Como vencer, entretanto, a lógica econômica que está na base da matriz energética dependente de petróleo e carvão mineral? O mundo, diz a British Petroleum, tem reservas de petróleo para mais 41 anos às taxas atuais de consumo (eram 42,3 anos em 2002), graças às reservas provadas de 1,14 trilhão de barris (contra um consumo 78,1 milhões de barris por dia). O Brasil mesmo tem reservas de petróleo para atender durante 18 anos ao consumo atual de 1,55 milhão de barris/dia, 3,3% superior ao de 2002, e reservas de gás de 175,7 trilhões de metros cúbicos, suficientes para 67 anos. Os EUA consomem 20 milhões de barris/dia, um quarto do total mundial, tanto quanto Europa Ocidental e Oriental juntas. A China responde por 5,9 milhões de barris/dia, 7,6% do consumo total (e o aumenta em alta velocidade); o Japão, por 6,8%.
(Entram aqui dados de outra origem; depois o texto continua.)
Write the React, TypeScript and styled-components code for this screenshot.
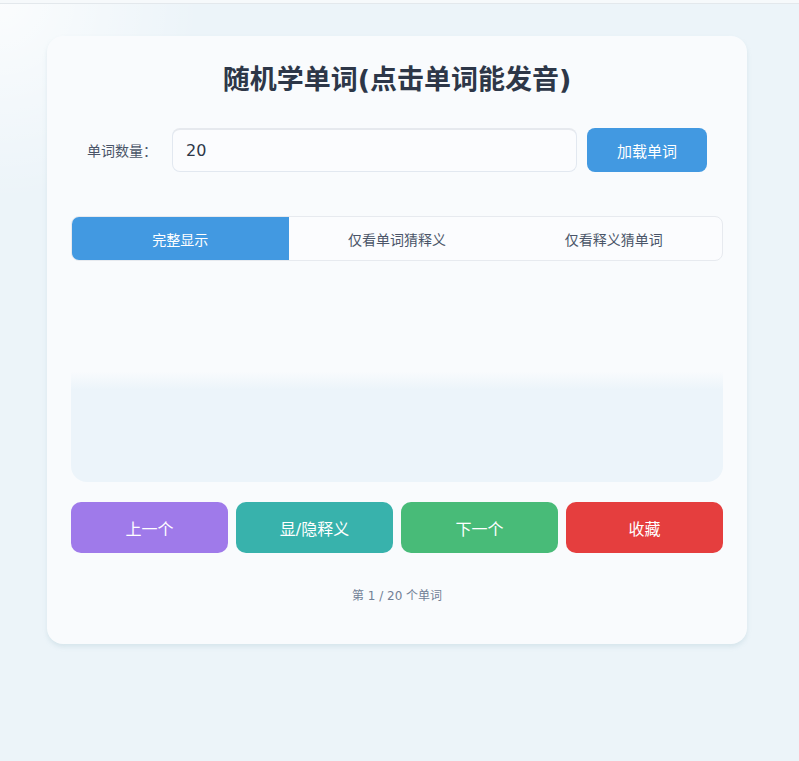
import React, { useState } from "react";
import styled, { createGlobalStyle } from "styled-components";

const GlobalStyle = createGlobalStyle`
  html, body {
    margin: 0;
    padding: 0;
  }
  body {
    min-height: 761px;
    background-color: #ecf4f9;
    background-image: radial-gradient(circle at 0 0, rgba(255, 255, 255, 0.8), rgba(255, 255, 255, 0) 200px);
    border-top: 3px solid #f6f9fb;
    box-shadow: inset 0 1px 0 #e3e8ec;
    font-family: "DejaVu Sans", "Noto Sans CJK SC", sans-serif;
  }
`;

const modes = ["完整显示", "仅看单词猜释义", "仅看释义猜单词"];

const Page = styled.div`
  padding: 33px 0 40px;
`;

const Card = styled.div`
  width: 700px;
  margin: 0 auto 0 47px;
  box-sizing: border-box;
  padding: 24px 24px 41px;
  background: #f9fbfd;
  border-radius: 16px;
  box-shadow: 0 3px 4px rgba(170, 200, 210, 0.3);
`;

const Title = styled.h1`
  margin: 0 0 28px;
  text-align: center;
  font-size: 27px;
  line-height: 40px;
  font-weight: 700;
  color: #2d3748;
`;

const LoadRow = styled.div`
  display: flex;
  justify-content: center;
  align-items: center;
  height: 44px;
`;

const Label = styled.label`
  font-size: 14px;
  color: #4a5568;
  margin-right: 15px;
`;

const CountInput = styled.input`
  width: 405px;
  height: 44px;
  box-sizing: border-box;
  padding: 0 13px;
  border: 1px solid #e2e8f0;
  border-top: 2px solid #e6e9ee;
  border-radius: 8px;
  background: #fbfcfe;
  font-family: inherit;
  font-size: 16px;
  color: #2d3748;
  outline: none;
`;

const LoadButton = styled.button`
  width: 120px;
  height: 44px;
  margin-left: 10px;
  border: none;
  border-radius: 8px;
  background: #4299e1;
  color: #fff;
  font-family: inherit;
  font-size: 15px;
`;

const Tabs = styled.div`
  display: grid;
  grid-template-columns: repeat(3, 1fr);
  margin-top: 44px;
  height: 45px;
  box-sizing: border-box;
  border: 1px solid #e7eaef;
  border-radius: 8px;
  overflow: hidden;
  background: #fbfcfe;
`;

const Tab = styled.button<{ $active: boolean }>`
  border: none;
  background: ${(p) => (p.$active ? "#4299e1" : "transparent")};
  color: ${(p) => (p.$active ? "#fff" : "#4a5568")};
  font-family: inherit;
  font-size: 14px;
  padding: 0;
`;

const WordBox = styled.div`
  margin-top: 20px;
  height: 201px;
  border-radius: 0 0 16px 16px;
  background: linear-gradient(
    to bottom,
    rgba(236, 244, 250, 0) 0%,
    rgba(236, 244, 250, 0) 45%,
    #ecf4fa 54%,
    #ecf4fa 100%
  );
`;

const Actions = styled.div`
  display: grid;
  grid-template-columns: repeat(4, 1fr);
  gap: 8px;
  margin-top: 20px;
`;

const ActionButton = styled.button<{ $color: string }>`
  height: 51px;
  border: none;
  border-radius: 10px;
  background: ${(p) => p.$color};
  color: #fff;
  font-family: inherit;
  font-size: 16px;
`;

const Progress = styled.div`
  margin-top: 33px;
  text-align: center;
  font-size: 12px;
  color: #718096;
`;

export default function App() {
  const [count, setCount] = useState("20");
  const [mode, setMode] = useState(0);

  return (
    <>
      <GlobalStyle />
      <Page>
        <Card>
          <Title>随机学单词(点击单词能发音)</Title>
          <LoadRow>
            <Label>单词数量：</Label>
            <CountInput value={count} onChange={(e) => setCount(e.target.value)} />
            <LoadButton>加载单词</LoadButton>
          </LoadRow>
          <Tabs>
            {modes.map((m, i) => (
              <Tab key={m} $active={mode === i} onClick={() => setMode(i)}>
                {m}
              </Tab>
            ))}
          </Tabs>
          <WordBox />
          <Actions>
            <ActionButton $color="#9f7aea">上一个</ActionButton>
            <ActionButton $color="#38b2ac">显/隐释义</ActionButton>
            <ActionButton $color="#48bb78">下一个</ActionButton>
            <ActionButton $color="#e53e3e">收藏</ActionButton>
          </Actions>
          <Progress>第 1 / {count} 个单词</Progress>
        </Card>
      </Page>
    </>
  );
}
Mudar a matriz energética pode significar para um país a perda de importantes vantagens econômicas (dependendo das contas que se fizerem) - e por isso os EUA e Austrália (a maior exportadora de carvão mineral) se recusam a homologar o Protocolo de Kyoto. A Rússia, que com sua adesão pode permitir chegar ao total de 55% das emissões dos países que o homologarem, continua indecisa. Uma semana parece que vai, na outra recua - enquanto seus cientistas continuam a polemizar se o compromisso de reduzir emissões afetará o crescimento econômico.
"O Protocolo de Kyoto está moribundo", sentencia o jornal Le Monde. Pode ser. Insensatez é o que não falta no mundo. Mas com ela ou sem ela algum caminho terá de ser encontrado, enquanto parece haver tempo.